Podría pasar un día cualquiera

Nunca fue su problema. De hecho, sentía tanta frialdad sobre el asunto que hacía de él su trabajo, sin ninguna vocación. Prácticamente como una distracción y un sustento económico.

Tampoco mentiría si dijese que era su vida, sí, lo era. Pero no tanto como la de aquellas familias que tenían que levantarse y acostarse todos los días con esa enfermedad.

Era un día cualquiera, un 23 de noviembre de 2013 cuando casi de forma fortuita y aleatoria, en un control rutinario apareció la fórmula protéica que explicaba la conexión de los sistemas neuronales y que significaría mejorar la calidad de vida a niveles exponenciales de millones de personas. La solución. En ese momento, ya después de que llevase su corazón latiendo durante dos minutos mientras terminaba de verificar los datos, se quitó las gafas y más que nunca dejo la vista en el infinito mientras meditaba nerviosamente en lo que eso significaría. Se le erizaron los pelos cuando fue consciente que era él único en ese mismo momento que conocía la solución.

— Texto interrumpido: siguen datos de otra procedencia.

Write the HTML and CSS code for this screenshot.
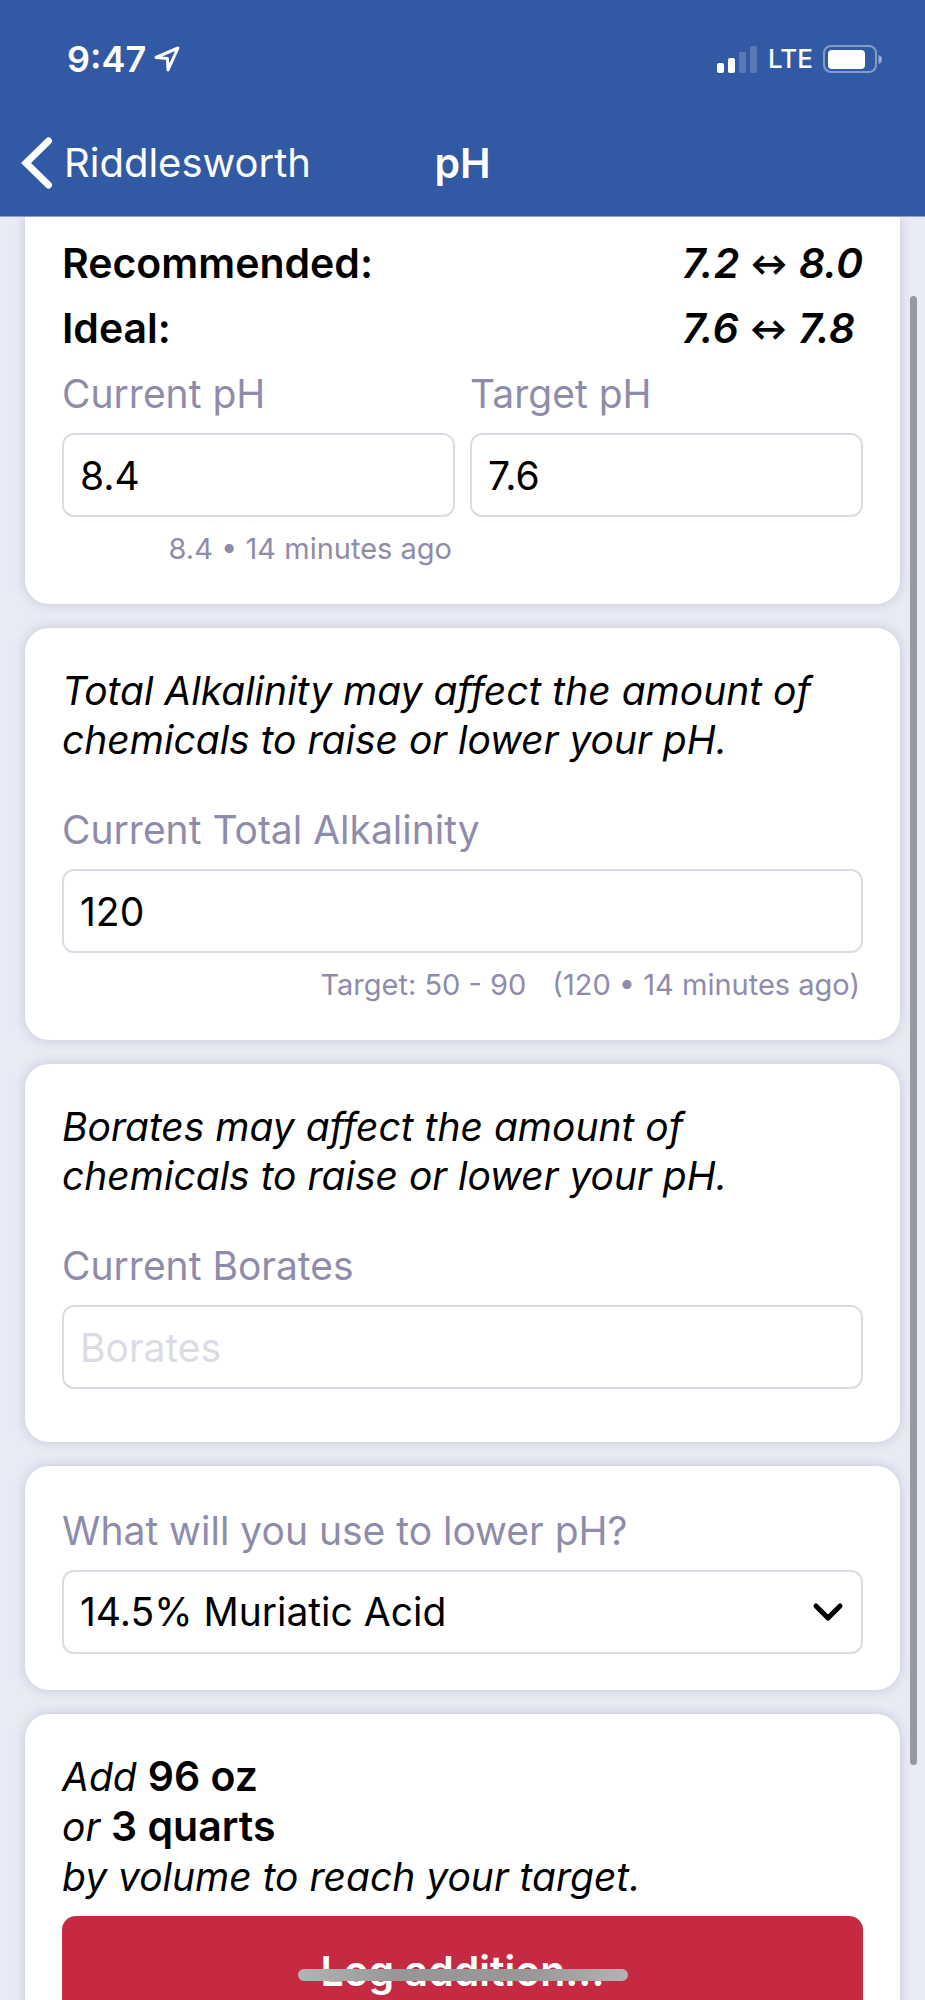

Tuvieron que pasar horas para que se le pasase por la cabeza lo que le reportaría a nivel económico y de prestigio a su persona. Pero sí se paró a pensar enseguida en todos esos enfermos y familiares. Concretamente en esa señora que le visitó hace apenas diez días, que seguía cuidando de su hijo de 43 años y al que le respondía con una voz neutra y tranquila que a mamá no se le pega, mientras retiraba sus manos de su cuello. Irremediablemente perdió el control de sus sentimientos, y comenzó a llorar desconsoladamente pensando en esta mujer y en la de muchos otros enfermos y familiares. También se acordó de Matilde, una mujer de su misma edad que había conseguido adaptarse a la sociedad (y gracias a su tío marino) recogiendo las bandejas de comida en la cafetería de la Escuela de Ingenieros Navales. Se tuvo que llevar la bata a la cara para secarse las mejillas, al no parar de llorar como si acabase de ver lo más trágico, como por ejemplo, si presenciase el atropello de su compañero de verdad, su perro Robin. Pero no. Era todo lo contrario, en este mundo cada vez más decadente y carente de ética (como se acababa de sentir él hasta hace unos minutos) acababa de aclararse el cielo entrando un rayo de sol sobre esa sala, un poco de luz en forma de felicidad. Esta vez, como si de una enfermedad infectocontagiosa, él iba a transmitir esa alegría por todo el planeta.

Juan Roi, psiquiatra de 39 años, que nunca tuvo que sufrir ese mal, acababa de descubrir la cura al autismo.